At the age of 12, Sorenstam started playing golf with her parents and shared a set of clubs with sister Charlotta, who used the odd numbered clubs leaving Annika with the even.

"Right then, I had no idea then that I would be where I am now," said Sorenstam, who made 16 top-10 finishes in 18 tournaments in the 2004 season.

"It was all tennis for me. I had a good handicap for a girl, so there and then, I made a switch."

Having spent most of her career in the United States, Sorenstam said Sweden was still "home sweet home", even though she now speaks with an American accent.

Outside the sport, she keeps herself busy designing golf courses, playing the stock markets, taking cooking courses and raising money for the Make-A-Wish foundation, for which she was the US ambassador.

After 13 years at the top, Sorenstam admits golf can get tedious but said she had no plans to quit just yet.

"There are times I wake up and I don't want to play, but if I wasn't excited I wouldn't still be doing it," she said.
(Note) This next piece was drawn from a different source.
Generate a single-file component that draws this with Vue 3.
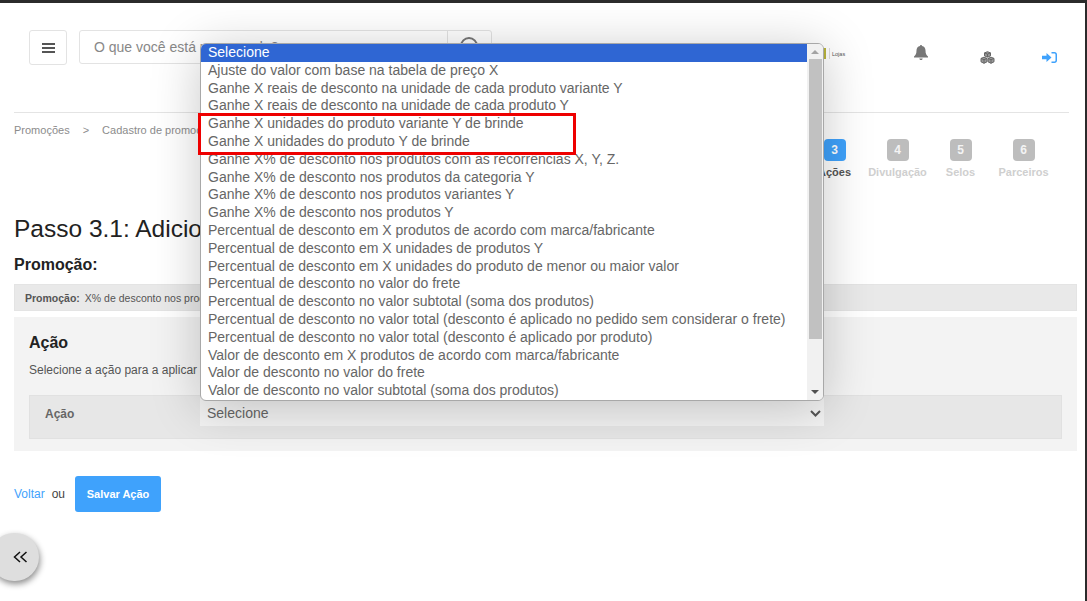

"There's no timeframe for me to retire. Every year, I have to see how I feel about it, but I'm competitive and I still have the drive. It has to come from the heart, from within you."

She said she would be content if her career ended tomorrow and after winning more than $US20 million ($NZ26.63 million) in prizemoney she no longer needed golf's riches.

She still has the passion to play and believes majors are still within her reach.

"I've won majors and I can still win them," she said.

"It's that feeling you get hitting that seven iron to two feet on the last hole when my heart is pumping.

"There's nothing better than coming down the stretch with chance to win the tournament. That's what it's all about."

Oct 28th, 2007, 03:49 PM
I could see her in top ten tennis.

Sweden needs more good women tennis players. The men have always been a lot better for some reason.

Sally Struthers
Oct 28th, 2007, 04:16 PM
calling Annika the female Tiger is an insult to Tiger

Oct 28th, 2007, 11:25 PM
I could see her in top ten tennis.

Sweden needs more good women tennis players. The men have always been a lot better for some reason.

Sweden are underperforming when it comes to womens tennis, obviously they have Sofia Arvidsson (Ranked 117) but then the gap is huge to Johanna Larsson (327). They have had some talent in the form of Asa Svensson and Catarina Lindqvist.

Sofia said I'm not sure of the exact age, but up until the age of 14 I was still very much involved in table tennis. At that age I won the junior titles in Sweden in both table tennis and tennis. I was training in tennis about six hours a week, so it wasn't so much at that point. When I was 16 I reached the junior final of the Australian Open, and I was travelling more with tennis, so that's when I really knew I could do something interesting with this sport...
I think the guys in Sweden always had some great players to look up to, as you said, Bjorn, Mats and Stefan. The girls really had no one to look up to except for Catarina Lindqvist. In Sweden, playing sports isn't considered as important for girls; it's more important for us to get an education and go on to further studies. From that point of view it's difficult to get sponsors. Tennis is definitely more popular among guys in Sweden than girls, but hopefully that will change soon. We how have a Tour event in Stockholm, so that should get more girls thinking about playing tennis...

There main hope for the future is Johanna Larsson, she is 19 and could have done alot better so far in her career had it not been for so many injuries. Already in her career she has beaten Anne Kremer (when Johanna was 16), Naomi Cavaday, Sofia Arvidsson, Brenda Shultz-Mcarthy (when Johanna was 16) and Kristina Barrios.